_Task requirements_: Wherever the string "styles" appears in the listing, copy that line.

_Data extract_:
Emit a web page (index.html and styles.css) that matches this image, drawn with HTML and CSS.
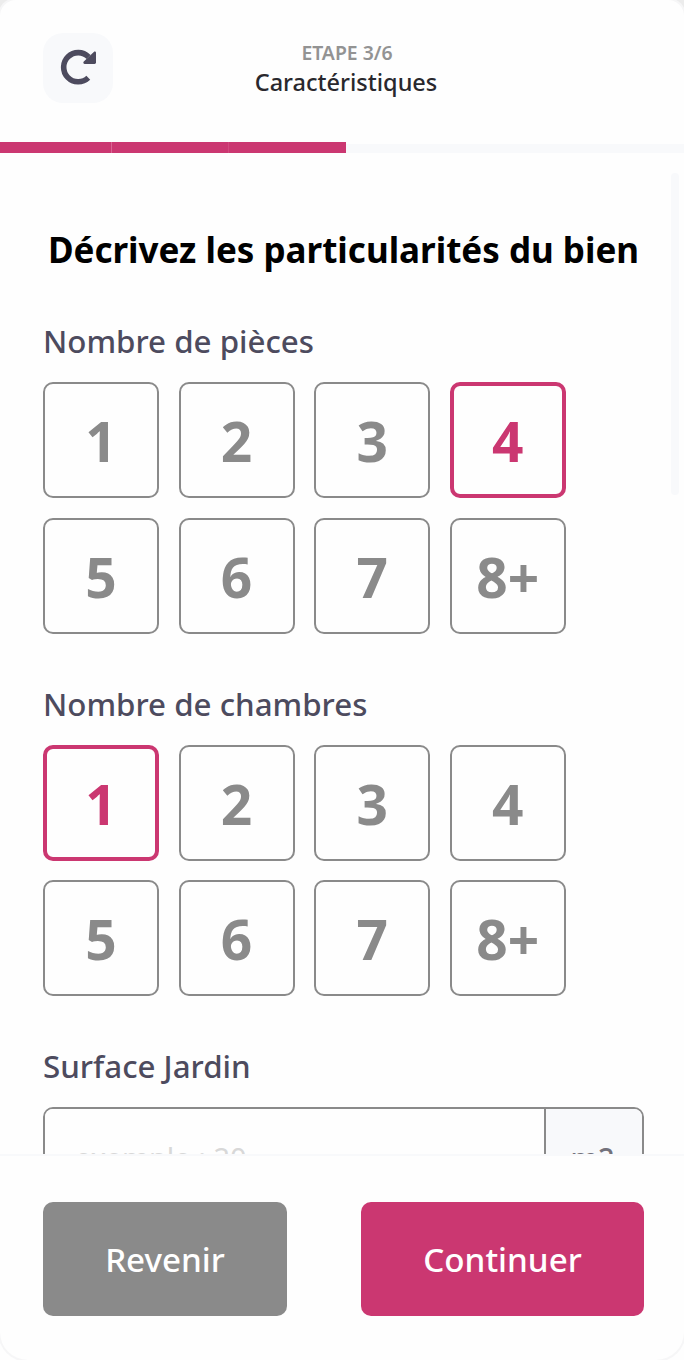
FILE: index.html
```html
<!DOCTYPE html>
<html lang="fr">
<head>
    <meta charset="UTF-8">
    <meta name="viewport" content="width=device-width, initial-scale=1.0">
    <title>Caractéristiques</title>
    <link rel="stylesheet" href="styles.css">
</head>
<body>

<div class="card">
    <header class="header">
        <button type="button" class="btn-reset" aria-label="Recommencer">
            <svg width="38" height="38" viewBox="0 0 38 38" fill="none">
                <path d="M29.3 28.8A14.6 14.6 0 1 1 29.6 7.9" stroke="#4d4b5e" stroke-width="5.6"/>
                <path d="M34.8 2.9c.8-.8 2.200-.3 2.200.9v9.800c0 .8-.6 1.400-1.400 1.400H25.800c-1.400 0-2-1.600-1-2.500z" fill="#4d4b5e"/>
            </svg>
        </button>
        <div class="step">
            <div class="step-count">ETAPE 3/6</div>
            <div class="step-name">Caractéristiques</div>
        </div>
    </header>

    <div class="progress">
        <div class="progress-step"></div>
        <div class="progress-step"></div>
        <div class="progress-step"></div>
        <div class="progress-rest"></div>
    </div>

    <main class="content">
        <form class="form">
            <h1 class="title">Décrivez les particularités du bien</h1>

            <div class="form-group">
                <div class="label">Nombre de pièces</div>
                <div class="choices">
                    <button type="button" class="choice">1</button>
                    <button type="button" class="choice">2</button>
                    <button type="button" class="choice">3</button>
                    <button type="button" class="choice selected">4</button>
                    <button type="button" class="choice">5</button>
                    <button type="button" class="choice">6</button>
                    <button type="button" class="choice">7</button>
                    <button type="button" class="choice">8+</button>
                </div>
            </div>

            <div class="form-group">
                <div class="label">Nombre de chambres</div>
                <div class="choices">
                    <button type="button" class="choice selected">1</button>
                    <button type="button" class="choice">2</button>
                    <button type="button" class="choice">3</button>
                    <button type="button" class="choice">4</button>
                    <button type="button" class="choice">5</button>
                    <button type="button" class="choice">6</button>
                    <button type="button" class="choice">7</button>
                    <button type="button" class="choice">8+</button>
                </div>
            </div>

            <div class="form-group">
                <label class="label" for="jardin">Surface Jardin</label>
                <div class="input-group">
                    <input type="text" id="jardin" class="input" placeholder="exemple : 20">
                    <span class="unit">m2</span>
                </div>
            </div>
        </form>
        <div class="scrollbar"></div>
    </main>

    <footer class="footer">
        <button type="button" class="btn btn-back">Revenir</button>
        <button type="button" class="btn btn-next">Continuer</button>
    </footer>
</div>

</body>
</html>
```
FILE: styles.css
```css
* {
    box-sizing: border-box;
}
body {
    margin: 0;
    background: linear-gradient(#ececec 50%, #fefefe 50%);
    font-family: "Noto Sans", sans-serif;
}
button {
    padding: 0;
    border: none;
    font-family: inherit;
    cursor: pointer;
}
.card {
    display: flex;
    flex-direction: column;
    height: 1360px;
    overflow: hidden;
    background-color: #fefefe;
    border-radius: 16px 16px 28px 28px;
    box-shadow: 0 0 0 2px #f6f6f7;
}

/* header */
.header {
    display: grid;
    grid-template-columns: 70px 1fr 70px;
    flex: none;
    height: 141px;
    padding: 33px 35px 0 43px;
}
.btn-reset {
    display: flex;
    align-items: center;
    justify-content: center;
    width: 70px;
    height: 70px;
    background-color: #f8f9fb;
    border-radius: 20px;
}
.step {
    padding-top: 7px;
    text-align: center;
}
.step-count {
    padding-left: 2px;
    font-size: 19.4px;
    line-height: 26px;
    font-weight: 600;
    color: #939393;
}
.step-name {
    font-size: 23.5px;
    line-height: 33px;
    font-weight: 500;
    color: #29282d;
}

/* progress bar */
.progress {
    display: flex;
    align-items: flex-end;
    flex: none;
    height: 12px;
}
.progress-step {
    width: 117px;
    height: 11.5px;
    background-color: #cb3771;
    border-left: 1px solid #d04a7e;
}
.progress-step:first-child {
    width: 111px;
    border-left: none;
}
.progress-step:nth-child(2) {
    border-left-color: #d96593;
}
.progress-step:nth-child(3) {
    width: 118px;
}
.progress-rest {
    flex: 1;
    height: 9px;
    background-color: #f8f9fb;
}

/* form */
.content {
    display: flex;
    flex: 1;
    min-height: 0;
    overflow: hidden;
}
.form {
    width: 671px;
    flex: none;
    padding: 73px 27px 0 43px;
}
.title {
    margin: 0 0 41px;
    font-size: 35px;
    line-height: 48px;
    font-weight: 700;
    text-align: center;
    white-space: nowrap;
    color: #000;
}
.form-group {
    margin-bottom: 44px;
}
.label {
    display: block;
    margin-bottom: 15px;
    font-size: 31.3px;
    line-height: 52px;
    font-weight: 500;
    color: #4d4b5e;
}
.choices {
    display: grid;
    grid-template-columns: repeat(4, 116px);
    gap: 19.6px;
}
.choice {
    height: 116px;
    padding-top: 1px;
    background-color: #fefefe;
    border: 2px solid #8a8a8a;
    border-radius: 10px;
    font-size: 55px;
    line-height: 1;
    font-weight: 700;
    color: #8a8a8a;
}
.choice.selected {
    border: 4px solid #cb3771;
    color: #cb3771;
}
.input-group {
    display: flex;
    height: 100px;
    overflow: hidden;
    border: 2px solid #8a8a8a;
    border-radius: 10px;
}
.input {
    flex: 1;
    min-width: 0;
    padding: 0 30px;
    background-color: #fefefe;
    border: none;
    font-family: inherit;
    font-size: 29px;
}
.input::placeholder {
    color: #d8d8d8;
}
.unit {
    display: flex;
    align-items: center;
    justify-content: center;
    width: 98px;
    padding-right: 3px;
    background-color: #f8f9fb;
    border-left: 2px solid #8a8a8a;
    font-size: 29px;
    font-weight: 500;
    color: #73727c;
}
.scrollbar {
    width: 8px;
    height: 322px;
    margin-top: 20px;
    background-color: #f8f9fb;
    border-radius: 4px;
}

/* footer */
.footer {
    display: flex;
    justify-content: space-between;
    flex: none;
    height: 206px;
    padding: 46px 40px 0 43px;
    border-top: 2px solid #f8f9fb;
}
.btn {
    height: 114px;
    padding-top: 1px;
    border-radius: 10px;
    font-size: 33.2px;
    font-weight: 500;
    color: #fff;
}
.btn-back {
    width: 244px;
    background-color: #8a8a8a;
}
.btn-next {
    width: 283px;
    background-color: #cb3771;
}
```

_Exercise result_:
Emit a web page (index.html and styles.css) that matches this image, drawn with HTML and CSS.
    <link rel="stylesheet" href="styles.css">
FILE: styles.css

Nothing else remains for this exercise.